Once you deadhead the Calla Lily, the rhizome will receive the needed amount of energy to grow stronger. This will allow the Calla Lily to once again live till another season and bloom! 

hand using shears to cut wilted calla lily flower

How to Deadhead Calla Lilies?

Now you might start wondering, how exactly do you deadhead Calla Lilies? 

To help answer this question, we’ve written for you a step-by-step guide to walk you through the entire process. 
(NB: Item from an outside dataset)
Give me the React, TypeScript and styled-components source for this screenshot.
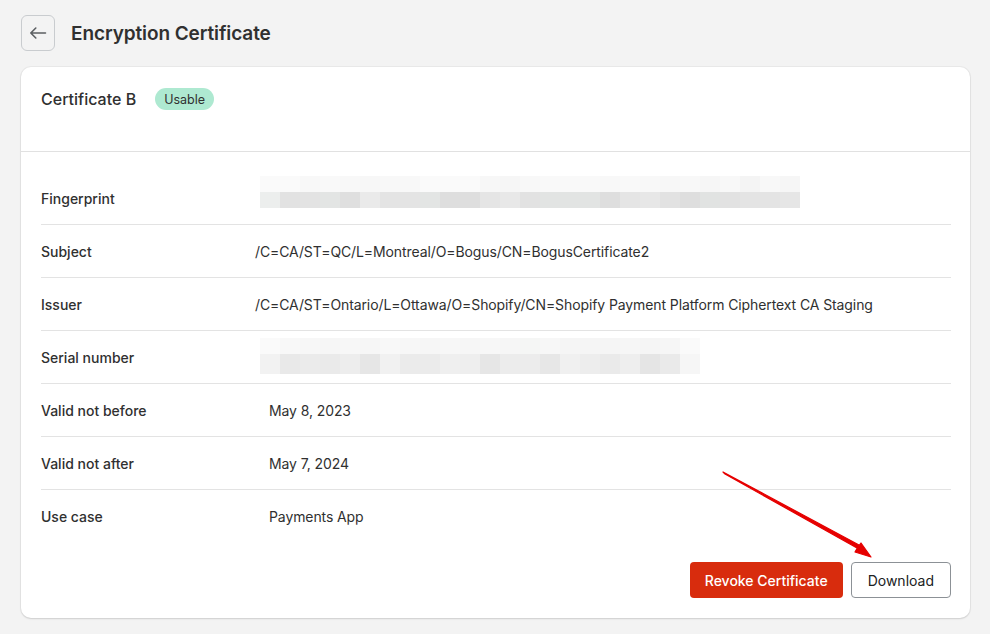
import React from "react";
import styled, { createGlobalStyle } from "styled-components";

const Global = createGlobalStyle`
  html, body { margin: 0; padding: 0; background: #f3f3f3; }
  body { font-family: Inter, "Noto Sans", sans-serif; color: #303030; -webkit-font-smoothing: antialiased; }
  * { box-sizing: border-box; }
`;

const Page = styled.div`
  position: relative;
  width: 990px;
  min-height: 634px;
  padding: 15px 20px 16px 21px;
`;

const TopBar = styled.div`
  display: flex;
  align-items: center;
  gap: 16px;
  height: 36px;
  margin-bottom: 16px;
`;

const BackButton = styled.button`
  width: 34px;
  height: 36px;
  border: 1px solid #c9cccf;
  border-radius: 6px;
  background: transparent;
  display: flex;
  align-items: center;
  justify-content: center;
  padding: 0;
  color: #5c5f62;
`;

const Title = styled.h1`
  margin: 0;
  font-size: 19px;
  font-weight: 600;
  color: #303030;
  letter-spacing: -0.1px;
`;

const Card = styled.section`
  background: #fff;
  border-radius: 10px;
  box-shadow: 0 0 0 1px rgba(0,0,0,0.04), 0 1px 2px rgba(0,0,0,0.12);
  overflow: hidden;
`;

const CardHeader = styled.div`
  height: 85px;
  padding: 21px 20px 0;
  display: flex;
  align-items: flex-start;
  gap: 19px;
  border-bottom: 1px solid #e1e1e1;
`;

const CardTitle = styled.h2`
  margin: 0;
  font-size: 16px;
  line-height: 22px;
  font-weight: 500;
  color: #303030;
`;

const Badge = styled.span`
  display: inline-flex;
  align-items: center;
  height: 22px;
  padding: 0 9px;
  border-radius: 11px;
  background: #aee9d1;
  color: #303030;
  font-size: 12.5px;
`;

const Body = styled.div`
  padding: 20px 19px 20px 20px;
`;

const Rows = styled.div`
  display: flex;
  flex-direction: column;
`;

const Row = styled.div`
  display: grid;
  grid-template-columns: 214px 1fr;
  align-items: center;
  height: 53px;
  border-bottom: 1px solid #e3e3e3;
  &:last-child { border-bottom: none; height: 52px; }
`;

const Label = styled.div`
  font-size: 14px;
  font-weight: 500;
  color: #303030;
`;

const Value = styled.div<{ $indent?: number }>`
  font-size: 14px;
  color: #303030;
  letter-spacing: -0.1px;
  padding-left: ${(p) => p.$indent ?? 0}px;
`;

const Mosaic = styled.div<{ $cols: number; $shift: number }>`
  display: grid;
  grid-template-columns: repeat(${(p) => p.$cols}, 20px);
  margin-left: 5px;
  transform: translateY(${(p) => p.$shift}px);
`;

const Cell = styled.div<{ $h: number }>`
  height: ${(p) => p.$h}px;
`;

const Footer = styled.div`
  display: flex;
  justify-content: flex-end;
  gap: 8px;
  padding-top: 20px;
`;

const Button = styled.button<{ $variant: "danger" | "plain" }>`
  height: 36px;
  padding: 0 ${(p) => (p.$variant === "danger" ? 15 : 16)}px;
  border-radius: 4px;
  font-family: inherit;
  font-size: 14px;
  font-weight: ${(p) => (p.$variant === "danger" ? 500 : 400)};
  background: ${(p) => (p.$variant === "danger" ? "#d82c0d" : "#fff")};
  color: ${(p) => (p.$variant === "danger" ? "#fff" : "#202223")};
  border: ${(p) => (p.$variant === "danger" ? "none" : "1px solid #8c9196")};
`;

const Annotation = styled.svg`
  position: absolute;
  left: 0;
  top: 0;
  pointer-events: none;
`;

const fpTop = [
  "#fafafa","#fafafa","#f8f8f8","#f9f9f9","#f8f8f8","#f7f7f7","#f8f8f8","#f8f8f8","#fafafa","#fafafa","#fafafa","#f7f7f7","#f6f6f6","#f8f8f8","#f9f9f9","#f9f9f9","#f9f9f9","#f8f8f8","#f9f9f9","#f8f8f8","#f7f7f7","#f8f8f8","#f6f6f6","#f8f8f8","#f4f4f4","#f8f8f8","#f6f6f6",
];
const fpBot = [
  "#eceeed","#e2e2e2","#e3e3e3","#e3e5e4","#dfdfdf","#eaeaea","#e4e4e4","#e4e4e4","#e3e5e4","#dedede","#dedede","#e5e5e5","#e8e8e8","#e2e2e2","#e2e4e3","#e2e4e3","#e2e4e3","#dedede","#e5e5e5","#e7e7e7","#e2e2e2","#dedede","#e1e3e2","#e2e2e2","#e4e4e4","#e4e4e4","#e6e6e6",
];
const snTop = [
  "#fafafa","#f8f8f8","#f7f7f7","#f6f6f6","#f7f7f7","#f6f6f6","#f8f8f8","#f7f7f7","#f6f6f6","#f7f7f7","#f6f6f6","#f7f7f7","#f6f6f6","#f5f6f5","#f7f7f7","#f5f5f5","#f5f5f5","#f5f5f5","#f6f6f6","#f5f5f5","#f6f6f6","#fafafa",
];
const snBot = [
  "#f2f2f2","#e9e9e9","#ebebeb","#eaeaea","#ededed","#e6e6e6","#f1f1f1","#ebebeb","#ebebeb","#efefef","#eeeeee","#e6e6e6","#ececec","#ececec","#e7e7e7","#f0f0f0","#ededed","#eaeaea","#eeeeee","#e5e5e5","#eaeaea","#f6f6f6",
];

function Pixels({ top, bottom, topH, bottomH, shift }: { top: string[]; bottom: string[]; topH: number; bottomH: number; shift: number }) {
  return (
    <Mosaic $cols={top.length} $shift={shift}>
      {top.map((c, i) => (
        <Cell key={"t" + i} $h={topH} style={{ background: c }} />
      ))}
      {bottom.map((c, i) => (
        <Cell key={"b" + i} $h={bottomH} style={{ background: c }} />
      ))}
    </Mosaic>
  );
}

export default function App() {
  return (
    <>
      <Global />
      <Page>
        <TopBar>
          <BackButton aria-label="Back">
            <svg width="18" height="18" viewBox="0 0 18 18" fill="none">
              <path d="M16.5 9H1.8M6.8 4L1.8 9l5 5" stroke="currentColor" strokeWidth="1.6" strokeLinecap="round" strokeLinejoin="round" />
            </svg>
          </BackButton>
          <Title>Encryption Certificate</Title>
        </TopBar>
        <Card>
          <CardHeader>
            <CardTitle>Certificate B</CardTitle>
            <Badge>Usable</Badge>
          </CardHeader>
          <Body>
            <Rows>
              <Row>
                <Label>Fingerprint</Label>
                <Pixels top={fpTop} bottom={fpBot} topH={16} bottomH={16} shift={-6} />
              </Row>
              <Row>
                <Label>Subject</Label>
                <Value>/C=CA/ST=QC/L=Montreal/O=Bogus/CN=BogusCertificate2</Value>
              </Row>
              <Row>
                <Label>Issuer</Label>
                <Value>/C=CA/ST=Ontario/L=Ottawa/O=Shopify/CN=Shopify Payment Platform Ciphertext CA Staging</Value>
              </Row>
              <Row>
                <Label>Serial number</Label>
                <Pixels top={snTop} bottom={snBot} topH={16} bottomH={20} shift={-1} />
              </Row>
              <Row>
                <Label>Valid not before</Label>
                <Value $indent={14}>May 8, 2023</Value>
              </Row>
              <Row>
                <Label>Valid not after</Label>
                <Value $indent={14}>May 7, 2024</Value>
              </Row>
              <Row>
                <Label>Use case</Label>
                <Value $indent={14}>Payments App</Value>
              </Row>
            </Rows>
            <Footer>
              <Button $variant="danger">Revoke Certificate</Button>
              <Button $variant="plain">Download</Button>
            </Footer>
          </Body>
        </Card>
        <Annotation width="990" height="634" viewBox="0 0 990 634">
          <path d="M723 472 L859 545 L855 552 L871 557 L861 543 L857 548 L725 474 Z" fill="#e60000" stroke="#e60000" strokeWidth="1.2" strokeLinejoin="round" />
        </Annotation>
      </Page>
    </>
  );
}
  1. The first thing you need to do to deadhead your Calla Lilies is to prepare either a garden shear or a pair of regular scissors. 
  2. Next, you’ll need to figure out where you’re going to cut your Calla Lily. When the flower dies, there’s a chance the rest of the stem is standing straight and healthy. In this case, you can pinch the part right under the flower and remove it, or you can bring your garden shear to cut it. 
  3. If the stem is leaning over, then it’s a sign to remove the entire stem. At the lower part of the stem, right under the growing leaves, use your shear to cut the steam right above the soil. 
  4. Avoid leaving any stems above the soil, but don’t remove the lower part either. Leaving the remaining stem safely buried in the soil will enable the Calla Lily to grow again for the next season. 

And that’s it! The process isn’t hard. If you’re raising a large number of flowers, it can be quite tedious to do. But once the weather becomes warm again and you watch them grow to be as healthy as they were before, you’ll find that it was all worth it in the end! 
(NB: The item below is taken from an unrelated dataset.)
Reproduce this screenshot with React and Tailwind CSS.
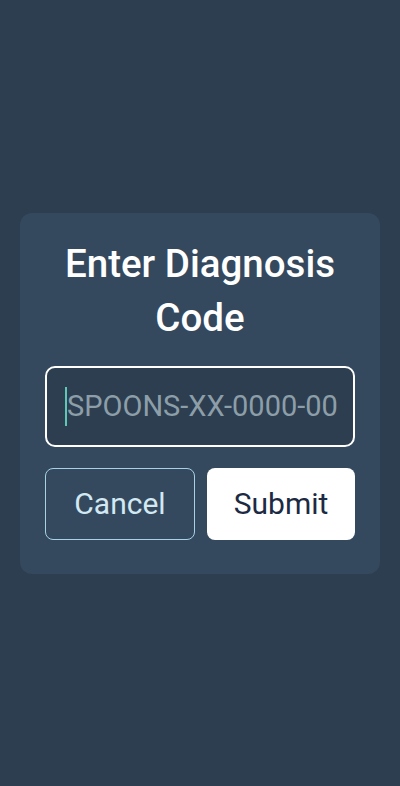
export default function App() {
  return (
    <div className="min-h-screen bg-[#2c3e50] flex items-center justify-center px-5 font-['Roboto',sans-serif]">
      <div className="w-full bg-[#34495e] rounded-xl px-[25px] pt-6 pb-[34px] flex flex-col">
        <h1 className="text-white text-[38.5px] leading-[54px] font-medium text-center">
          Enter Diagnosis Code
        </h1>
        <div className="mt-[21px] h-[81px] rounded-[10px] border-2 border-white bg-[#2c3e50] flex items-center pl-[18px]">
          <span className="w-[2px] h-[39px] bg-[#5ec8b4]" />
          <span className="text-[29px] text-[#8d9ea8] leading-none">
            SPOONS-XX-0000-00
          </span>
        </div>
        <div className="mt-[21px] flex gap-3">
          <button
            type="button"
            className="flex-1 h-[72px] rounded-lg border border-[#a6d3e3] text-[#d2e8f2] text-[30px]"
          >
            Cancel
          </button>
          <button
            type="button"
            className="flex-1 h-[72px] rounded-lg bg-white text-[#1c2a44] text-[30px]"
          >
            Submit
          </button>
        </div>
      </div>
    </div>
  );
}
white calla lily in winter garden
Zantedeschia aethiopica, Calla aethiopica, commonly known as calla lily and arum lily in botanical garden Jardim botanico, Funchal, Madeira.

Overwintering Calla Lilies 

After you’re done with the previous steps, it’s time to protect your growing Calla Lilies from the winter. 
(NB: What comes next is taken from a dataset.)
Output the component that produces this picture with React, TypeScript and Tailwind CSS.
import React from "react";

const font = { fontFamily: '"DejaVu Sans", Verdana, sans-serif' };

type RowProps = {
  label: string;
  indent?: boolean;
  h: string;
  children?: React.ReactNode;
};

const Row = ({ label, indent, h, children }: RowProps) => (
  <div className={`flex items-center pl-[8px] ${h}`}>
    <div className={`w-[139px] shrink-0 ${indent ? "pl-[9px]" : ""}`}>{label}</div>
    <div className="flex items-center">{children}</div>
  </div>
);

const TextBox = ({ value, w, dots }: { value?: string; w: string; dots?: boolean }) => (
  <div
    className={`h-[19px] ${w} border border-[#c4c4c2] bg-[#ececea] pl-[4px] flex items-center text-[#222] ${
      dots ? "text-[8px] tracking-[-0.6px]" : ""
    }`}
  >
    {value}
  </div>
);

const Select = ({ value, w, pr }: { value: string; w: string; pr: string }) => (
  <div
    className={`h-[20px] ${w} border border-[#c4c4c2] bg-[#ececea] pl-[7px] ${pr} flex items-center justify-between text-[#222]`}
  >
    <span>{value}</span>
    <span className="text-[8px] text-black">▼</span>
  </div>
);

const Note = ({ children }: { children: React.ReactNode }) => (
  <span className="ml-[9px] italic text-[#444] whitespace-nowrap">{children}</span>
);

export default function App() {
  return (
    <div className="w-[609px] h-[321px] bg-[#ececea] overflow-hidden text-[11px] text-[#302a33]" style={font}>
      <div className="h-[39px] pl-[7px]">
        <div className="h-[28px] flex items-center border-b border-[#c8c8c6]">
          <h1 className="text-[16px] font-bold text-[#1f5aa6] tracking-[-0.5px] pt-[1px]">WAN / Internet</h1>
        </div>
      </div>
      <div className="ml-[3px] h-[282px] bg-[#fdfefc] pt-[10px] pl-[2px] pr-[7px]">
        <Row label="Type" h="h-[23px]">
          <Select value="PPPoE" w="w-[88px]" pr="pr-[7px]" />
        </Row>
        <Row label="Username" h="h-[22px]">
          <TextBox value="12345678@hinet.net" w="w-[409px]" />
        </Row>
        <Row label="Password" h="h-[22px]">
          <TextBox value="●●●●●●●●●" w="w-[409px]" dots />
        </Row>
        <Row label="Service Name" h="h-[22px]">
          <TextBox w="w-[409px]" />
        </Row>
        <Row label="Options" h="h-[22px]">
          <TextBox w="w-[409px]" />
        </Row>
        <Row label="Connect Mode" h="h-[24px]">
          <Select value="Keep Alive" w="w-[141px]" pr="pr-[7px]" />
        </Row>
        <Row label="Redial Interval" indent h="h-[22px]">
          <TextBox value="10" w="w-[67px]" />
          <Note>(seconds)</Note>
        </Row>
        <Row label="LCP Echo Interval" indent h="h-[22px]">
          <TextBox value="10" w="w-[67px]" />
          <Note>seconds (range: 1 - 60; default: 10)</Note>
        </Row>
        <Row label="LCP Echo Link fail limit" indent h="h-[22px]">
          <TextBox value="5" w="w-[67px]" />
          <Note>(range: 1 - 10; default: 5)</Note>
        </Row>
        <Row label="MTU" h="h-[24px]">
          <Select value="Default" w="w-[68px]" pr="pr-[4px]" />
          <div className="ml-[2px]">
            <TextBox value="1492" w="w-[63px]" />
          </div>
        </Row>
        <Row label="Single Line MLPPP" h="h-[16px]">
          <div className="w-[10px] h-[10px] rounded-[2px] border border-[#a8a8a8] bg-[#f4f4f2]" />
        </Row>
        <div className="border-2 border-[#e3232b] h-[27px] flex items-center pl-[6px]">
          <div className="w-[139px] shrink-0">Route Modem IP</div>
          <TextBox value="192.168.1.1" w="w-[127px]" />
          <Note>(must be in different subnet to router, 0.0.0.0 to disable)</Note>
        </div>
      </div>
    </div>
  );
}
As we’ve mentioned, Calla Lilies are tropical plants, so they can only survive in USDA zones from 8 to 10. Anything lower than that will cause the entire plant to die in winter. 

So, to prevent this from happening and to prolong your Calla Lily’s life, you can start doing a process called overwintering. 

In this process, you’ll be removing your Calla Lilies from their soil and storing them away until next spring. 

It may sound like a confusing process, but just like deadheading, it’s quite simple and easy to follow. Just with a few more extra steps! 

How to Overwinter Calla Lilies

Once you’ve followed all the steps of deadheading Calla Lilies, you’ll be ready to overwinter them. 

Here’s a step-by-step guide on how you can do that:

  1. Firstly, you’ll need to dig up the roots of the Calla Lilies from the soil.
  2. Gently remove the soil from around the roots and you should find a small ball or bulb.
  3. Rinse the bulb from the remaining soil with water. 
  4. Once it’s nice and clean, place the bulbs outside in the sun to dry. 
  5. After a few hours, bring a box outside and place the bulbs inside to dry some more for around one week. Don’t close the lid; keep the box open.
  6. Once the week passes, bring out the bulbs and cut off any tall stems if there are any still attached to them.
  7. Attached to the bulb, you’ll notice little roots sticking out like hair. Gently remove these roots until you only have a clean bulb left.
  8. Once you’re done, you can now place these bulbs inside a box or a container to store away for the winter.
  9. Make sure to have a few holes in the container to allow air to circular but keep the container closed.
  10. Store the bulbs in any room at 55 degrees Fahrenheit or higher during the winter.
  11. Bring the bulbs out once spring arrives and replant them in the soil. 

And you’re done! By doing this, you’re allowing your Calla Lilies to be safely stored despite the cold winter. Once the seasons change, you’ll be able to enjoy the beautiful flowers in full bloom again for many years to come! 

Final Words – Do You Deadhead Calla Lily Plants

With the changing seasons, Calla Lilies tend to lose their color and beauty. And the closer winter comes, the faster your Calla Lily will die. 

Fortunately, though, Calla Lilies tend to live for a long time. As long as you follow the proper way of deadheading and protecting them from the cold, you should have a healthy flower that lasts a long time!